Workload Predictability: The high variance and occasional extreme length of synthetic agent traces pose challenges for system load balancing and SLA maintenance.
Query Expansion and Refinement: Human-focused query expansion methods have limited additional utility with agents, as their queries are already well-formed and iterative expansions are intrinsic to agentic reasoning.

Limitations and Future Outlook

ASQ's current scope is constrained by the rapid pace of agentic system development, resource-intensive inference requirements, and the controlled nature of public query sets (which omit long-tail, real-world usage). The lack of sub-query relevance annotations also limits intermediate retrieval evaluation. However, the dataset's extensibility and the general methodology facilitate continuous updates to track the evolving synthetic user population.
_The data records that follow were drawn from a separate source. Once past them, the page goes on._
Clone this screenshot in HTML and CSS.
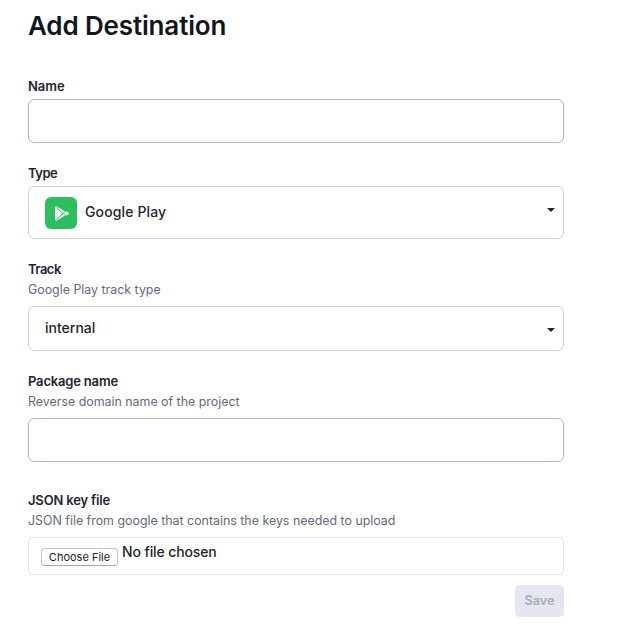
FILE: index.html
```
<!DOCTYPE html>
<html lang="en">
<head>
<meta charset="utf-8">
<title>Add Destination</title>
<link rel="stylesheet" href="styles.css">
</head>
<body>
<form class="form">
  <h1 class="title">Add Destination</h1>
  <section class="field name">
    <label class="label label-short" for="name">Name</label>
    <input class="input" id="name" type="text">
  </section>
  <section class="field type">
    <span class="label label-type">Type</span>
    <div class="select select-large">
      <svg class="logo" viewBox="0 0 32 32">
        <rect width="32" height="32" rx="6" fill="#2dbe60"/>
        <path d="M10 9.500v14l7.200-7z" fill="#fff"/>
        <path d="M10.800 9.200 19.800 14.600 18.200 15.900zM10.800 23.800l9-5.400-1.600-1.300z" fill="#fff" stroke="#fff" stroke-width=".4" stroke-linejoin="round"/>
        <path d="M19 16.500l2.200-1.700 2.800 1.700-2.800 1.700z" fill="#fff" stroke="#fff" stroke-width=".8" stroke-linejoin="round"/>
      </svg>
      <span class="value value-type">Google Play</span>
      <i class="caret"></i>
    </div>
  </section>
  <section class="field track">
    <span class="label label-type">Track</span>
    <p class="hint">Google Play track type</p>
    <div class="select">
      <span class="value value-track">internal</span>
      <i class="caret"></i>
    </div>
  </section>
  <section class="field package">
    <label class="label" for="package">Package name</label>
    <p class="hint">Reverse domain name of the project</p>
    <input class="input" id="package" type="text">
  </section>
  <section class="field json">
    <span class="label">JSON key file</span>
    <p class="hint">JSON file from google that contains the keys needed to upload</p>
    <div class="file">
      <button class="choose" type="button">Choose File</button>
      <span class="status">No file chosen</span>
    </div>
  </section>
  <button class="save" type="button" disabled>Save</button>
</form>
</body>
</html>
```
FILE: styles.css
```
* { box-sizing: border-box; }
body { margin: 0; background: #fff; color: #22252f; font-family: Inter, "Liberation Sans", sans-serif; }
.form { display: flex; flex-direction: column; width: 536px; margin-left: 28px; padding-top: 10px; }
.title { margin: 0; height: 68px; font-size: 26px; line-height: 32px; font-weight: 600; letter-spacing: -0.15px; color: #12151d; }
.field { display: flex; flex-direction: column; }
.label { height: 21px; line-height: 16px; font-size: 13px; font-weight: 600; letter-spacing: -0.18px; align-self: flex-start; }
.label-short { letter-spacing: 0; }
.label-type { letter-spacing: -0.5px; }
.hint { margin: 0; height: 24px; line-height: 15px; font-size: 12.4px; color: #636a7c; }
.input { height: 44px; padding: 0 16px; border: 1px solid #b0b7ce; border-radius: 6px; background: #fff; font: inherit; }
.name { height: 87px; }
.type { height: 96px; }
.track { height: 112px; }
.package { height: 119px; }
.select { display: flex; align-items: center; height: 45px; padding: 0 8px 0 16px; border: 1px solid #cad2e4; border-radius: 6px; }
.select-large { height: 53px; }
.logo { width: 32px; height: 32px; margin-right: 8px; }
.value, .status { font-size: 14px; line-height: 20px; font-weight: 500; }
.value { padding-bottom: 2px; }
.value-type { letter-spacing: 0.12px; }
.caret { margin-left: auto; border: 4px solid transparent; border-top-color: #22252f; border-bottom: 0; }
.select-large .caret { margin-bottom: 5px; }
.track .caret { margin-top: 3px; }
.file { display: flex; height: 38px; padding: 4px 12px; border: 1px solid #dfe2ec; border-radius: 4px; }
.choose { width: 77px; height: 18px; margin: 6px 4px 0 0; padding: 0; border: 1px solid #c4c4c4; border-bottom-color: #a8a8a8; border-radius: 4px; background: #fff; font: 11px/16px Inter, "Liberation Sans", sans-serif; color: #222; }
.status { letter-spacing: -0.12px; }
.save { align-self: flex-end; width: 49px; height: 32px; margin-top: 10px; padding: 0 0 2px; border: 0; border-radius: 5px; background: #e4e7ef; color: #a5abbc; font: 600 12.6px Inter, "Liberation Sans", sans-serif; }
```
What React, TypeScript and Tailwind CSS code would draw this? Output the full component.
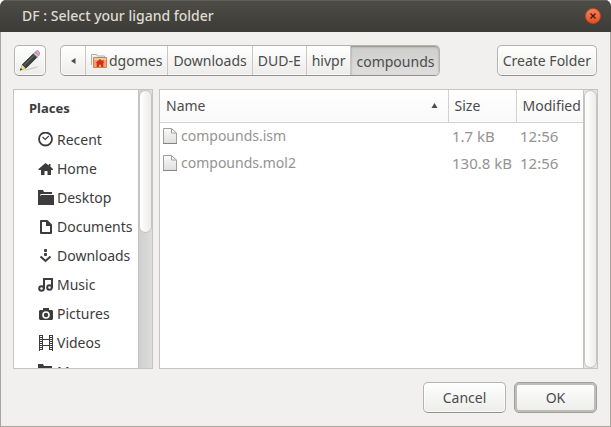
import React from "react";

const RecentIcon = () => (
  <svg width="16" height="16" viewBox="0 0 16 16" fill="none" stroke="#3c3c3c" aria-hidden="true">
    <circle cx="7.5" cy="7" r="6.5" strokeWidth="1.8" />
    <path d="M4.5 5 7.2 7.500 10.8 4" strokeWidth="1.1" />
  </svg>
);

const HomeIcon = () => (
  <svg width="16" height="16" viewBox="0 0 16 16" fill="#3c3c3c" aria-hidden="true">
    <path d="M7.5 2 .5 8v1H3v5h3.5v-4h3v4H13V9h2V8l-2.500-2.200V3H10.800v1.500z" />
  </svg>
);

const FolderIcon = () => (
  <svg width="16" height="16" viewBox="0 0 16 16" fill="#3c3c3c" aria-hidden="true">
    <path d="M0 0h5l1 2h8v2H3L2 5v9H0z" />
    <path d="M3 5H16v10H0v-1h2V6z" />
  </svg>
);

const DocumentIcon = () => (
  <svg width="16" height="16" viewBox="0 0 16 16" aria-hidden="true">
    <path d="M3 2h6l4 4v8H3z" fill="none" stroke="#3c3c3c" strokeWidth="2" strokeLinejoin="round" />
    <path d="M8 1.500 13.500 7H8z" fill="#3c3c3c" />
  </svg>
);

const DownloadIcon = () => (
  <svg width="16" height="16" viewBox="0 0 16 16" fill="#3c3c3c" aria-hidden="true">
    <rect x="6" y="1" width="3" height="3" rx="1" />
    <rect x="6" y="5" width="3" height="3" rx="1" />
    <path d="M2.500 8.500 7.500 13l5-4.500" fill="none" stroke="#3c3c3c" strokeWidth="2" />
  </svg>
);

const MusicIcon = () => (
  <svg width="16" height="16" viewBox="0 0 16 16" fill="none" stroke="#3c3c3c" strokeWidth="2" aria-hidden="true">
    <path d="M6 12V2h8v9" />
    <circle cx="3.500" cy="11.500" r="2.300" />
    <circle cx="11.500" cy="10.500" r="2.300" />
  </svg>
);

const CameraIcon = () => (
  <svg width="16" height="16" viewBox="0 0 16 16" fill="#3c3c3c" aria-hidden="true">
    <path d="M5 2h6v2h3l1 1v8l-1 1H2l-1-1V5l1-1h3z" />
    <circle cx="8" cy="9" r="3" fill="none" stroke="#fff" strokeWidth="1.600" />
  </svg>
);

const VideoIcon = () => (
  <svg width="16" height="16" viewBox="0 0 16 16" fill="none" stroke="#3c3c3c" aria-hidden="true">
    <path d="M1.500 0v16M4.500 0v15M11.500 0v15M14.500 0v16M4 4.500h8M4 10.500h8" />
    <path d="M3 0v16M13 0v16" strokeWidth="2" strokeDasharray="1 1" />
  </svg>
);

const PencilIcon = () => (
  <svg width="24" height="24" viewBox="0 0 24 24" aria-hidden="true">
    <path d="M4 22q10-4 17-5-3 3-17 5z" fill="#bdbdb9" opacity=".7" />
    <path d="M2 21.500 4.300 15.500 8 19.200z" fill="#f0e48f" stroke="#a79d55" strokeWidth=".6" />
    <path d="M2 21.500l.8-2.400 1.500 1.400z" fill="#222" />
    <path d="M4.300 15.500 15.500 4.700 19 8.200 8 19.200z" fill="#3d4040" stroke="#222" strokeWidth=".7" />
    <path d="M6.300 16.200 16.500 6" stroke="#757b7b" strokeWidth="1" />
    <path d="m15.500 4.700 1.700-1.700L20.700 6.500 19 8.200z" fill="#c6c9c7" stroke="#777" strokeWidth=".5" />
    <path d="m17.200 3 .6-.7q1.600-1.400 3 0t.5 3.400l-.6.8z" fill="#e4a3d5" stroke="#ad649e" strokeWidth=".6" />
  </svg>
);

const HomeFolderIcon = () => (
  <svg width="16" height="16" viewBox="0 0 16 16" aria-hidden="true">
    <path d="M.5 12V1.500h5l1 1.500h7v4" fill="#f3f3f1" stroke="#b0b0ab" />
    <path d="M2.500 4.500h13v10h-13z" fill="#f2a076" stroke="#dd7a50" />
    <path d="M3 5h12v2H3z" fill="#f8c3a4" />
    <path d="m9 6-4.500 4h1.200v4h2.300v-2.200h2V14h2.300v-4h1.200l-1-1V7h-1.200v1.200z" fill="#c6380f" />
  </svg>
);

const FileIcon = () => (
  <svg width="14" height="16" viewBox="0 0 14 16" aria-hidden="true">
    <defs>
      <linearGradient id="sheet" x1="0" y1="0" x2="0" y2="1">
        <stop offset="0" stopColor="#fafafa" />
        <stop offset="1" stopColor="#dedede" />
      </linearGradient>
    </defs>
    <path d="M.5.500h8l5 5v10H.5z" fill="url(#sheet)" stroke="#a09f9b" />
    <path d="M8.500.500v4.500h5z" fill="#fff" stroke="#a09f9b" strokeLinejoin="round" />
    <path d="M0 15.500h14" stroke="#858480" />
  </svg>
);

const places = [
  { label: "Recent", Icon: RecentIcon },
  { label: "Home", Icon: HomeIcon },
  { label: "Desktop", Icon: FolderIcon },
  { label: "Documents", Icon: DocumentIcon },
  { label: "Downloads", Icon: DownloadIcon },
  { label: "Music", Icon: MusicIcon },
  { label: "Pictures", Icon: CameraIcon },
  { label: "Videos", Icon: VideoIcon },
  { label: "Maps", Icon: FolderIcon },
];

const files = [
  { name: "compounds.ism", size: "1.7 kB", modified: "12:56" },
  { name: "compounds.mol2", size: "130.8 kB", modified: "12:56" },
];

const button =
  "h-[31px] rounded-[5px] border border-[#b4b3ae] border-b-[#92918d] bg-linear-to-b from-white to-[#ececea] shadow-[inset_0_0_0_1px_#ffffffb0]";
const crumb = "flex h-full items-center border-r border-[#c9c8c5] px-[5px]";

export default function App() {
  return (
    <div className="bg-white">
      <div className="flex h-screen flex-col overflow-hidden rounded-t-[6px] bg-[#f1f0ee] font-['Noto_Sans',sans-serif] text-[14px] leading-5 text-[#4c4c4c]">
        <header className="flex h-8 shrink-0 items-center justify-between bg-linear-to-b from-[#4d4c46] to-[#3c3b37] pr-2.5 pl-[22px] shadow-[inset_0_1px_0_#5f5e58]">
          <h1 className="font-medium text-[#dfdbd2]">DF : Select your ligand folder</h1>
          <button aria-label="Close" className="flex size-4 items-center justify-center rounded-full border border-[#c9441c] bg-linear-to-b from-[#f58260] to-[#e2501d]">
            <svg width="6" height="6" viewBox="0 0 6 6" stroke="#3b1c12" strokeWidth="1.200" aria-hidden="true">
              <path d="m.5.500 5 5M5.500.500l-5 5" />
            </svg>
          </button>
        </header>

        <main className="flex min-h-0 flex-1 flex-col gap-[13px] border-x border-b border-[#a9a6a0] px-3 py-[13px]">
          <div className="flex items-center px-px">
            <button aria-label="Type a file name" className={`${button} flex w-8 items-center justify-center`}>
              <PencilIcon />
            </button>
            <nav aria-label="Folder path" className={`${button} ml-3.5 flex items-center overflow-hidden`}>
              <button aria-label="Back" className="flex h-full w-[25px] items-center justify-center border-r border-[#c9c8c5]">
                <svg width="5" height="6" viewBox="0 0 5 6" fill="#4c4c4c" aria-hidden="true">
                  <path d="M4.500 0v6L0 3z" />
                </svg>
              </button>
              <button className={`${crumb} gap-0.5`}>
                <HomeFolderIcon />
                dgomes
              </button>
              <button className={crumb}>Downloads</button>
              <button className={crumb}>DUD-E</button>
              <button className={crumb}>hivpr</button>
              <button aria-current="page" className="flex h-full items-center rounded-r-[4px] bg-linear-to-b from-[#cdcdcb] to-[#dededc] px-[5px] pt-0.5 shadow-[inset_0_1px_2px_#8c8c88]">
                compounds
              </button>
            </nav>
            <button className={`${button} ml-auto px-[5px]`}>Create Folder</button>
          </div>

          <div className="flex min-h-0 flex-1 gap-1.5">
            <aside className="flex w-[140px] shrink-0 overflow-hidden border border-[#c5c4c0] bg-white">
              <div className="min-w-0 flex-1 overflow-hidden text-[#3c3c3c]">
                <h2 className="flex h-[35px] items-center pl-[15px] text-[13px] font-bold">Places</h2>
                <ul>
                  {places.map(({ label, Icon }) => (
                    <li key={label}>
                      <button className="flex h-[29px] w-full items-center gap-[3px] pl-6">
                        <Icon />
                        {label}
                      </button>
                    </li>
                  ))}
                </ul>
              </div>
              <div className="w-3.5 shrink-0 border-l border-[#c5c4c0] bg-linear-to-r from-[#cfcfcd] to-[#dddddb]">
                <div className="h-[143px] rounded-full border border-[#c5c4c0] bg-linear-to-r from-white to-[#ececea]" />
              </div>
            </aside>

            <section className="flex min-w-0 flex-1 border border-[#c5c4c0] bg-white">
              <div className="min-w-0 flex-1">
                <table className="w-full table-fixed border-collapse text-left">
                  <colgroup>
                    <col />
                    <col className="w-[68px]" />
                    <col className="w-[67px]" />
                  </colgroup>
                  <thead>
                    <tr className="h-8 border-b border-[#d3d2cf] bg-linear-to-b from-white to-[#f9f9f9]">
                      <th className="border-r border-[#d3d2cf] px-1.5 font-normal">
                        <span className="flex items-center justify-between pr-1">
                          Name
                          <svg width="7" height="5" viewBox="0 0 7 5" fill="#4c4c4c" aria-hidden="true">
                            <path d="M3.500 0 6.500 5H.5z" />
                          </svg>
                        </span>
                      </th>
                      <th className="border-r border-[#d3d2cf] px-1.5 font-normal">Size</th>
                      <th className="px-1.5 font-normal">Modified</th>
                    </tr>
                  </thead>
                  <tbody className="text-[#949390]">
                    {files.map((file) => (
                      <tr key={file.name} className="h-[27px]">
                        <td className="px-[3px]">
                          <span className="flex items-center gap-1">
                            <FileIcon />
                            {file.name}
                          </span>
                        </td>
                        <td className="px-1 text-[15px] whitespace-nowrap">{file.size}</td>
                        <td className="px-1 text-[15px]">{file.modified}</td>
                      </tr>
                    ))}
                  </tbody>
                </table>
              </div>
              <div className="w-3.5 shrink-0 border-l border-[#c5c4c0] bg-[#e4e4e2]">
                <div className="h-full rounded-full border border-[#c5c4c0] bg-linear-to-r from-white to-[#ececea]" />
              </div>
            </section>
          </div>

          <footer className="flex justify-end gap-2 px-px">
            <button className={`${button} w-[83px]`}>Cancel</button>
            <button className="h-[31px] w-[83px] rounded-[5px] border border-[#a09f9b] bg-linear-to-b from-white to-[#ececea] shadow-[inset_0_0_0_2px_#bdbdba]">
              OK
            </button>
          </footer>
        </main>
      </div>
    </div>
  );
}
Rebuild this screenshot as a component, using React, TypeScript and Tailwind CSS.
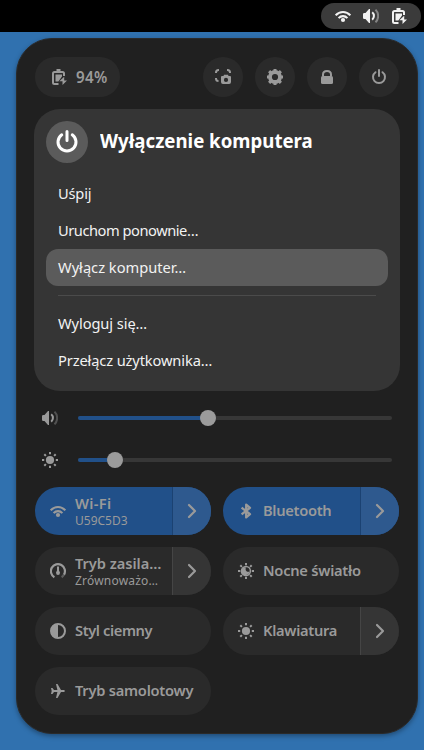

In the broader theoretical context, these findings raise questions about the future of IR relevance modeling, reward design for agentic reasoning, and the formulation of agent-oriented benchmarks and session models. Practically, robust IR systems will need to flexibly accommodate both organic and synthetic users—potentially requiring hybrid evaluation protocols, adaptive query processing, and semantic result caching at scale.

Conclusion

This work establishes the first rigorous empirical framework and public dataset (ASQ) for analyzing and benchmarking agentic query behavior in IR systems. Strong statistical evidence validates the claim that agent and human search traces diverge significantly, impacting performance, caching, and evaluation methodologies. The observed behavioral differences motivate a critical reassessment of traditional IR assumptions and optimizations, and provide a concrete platform for further research on IR architectures suited for automated, reasoning-augmented agents. The implications span both research and operational domains, forecasting a transformative era for user modeling and system design in information retrieval.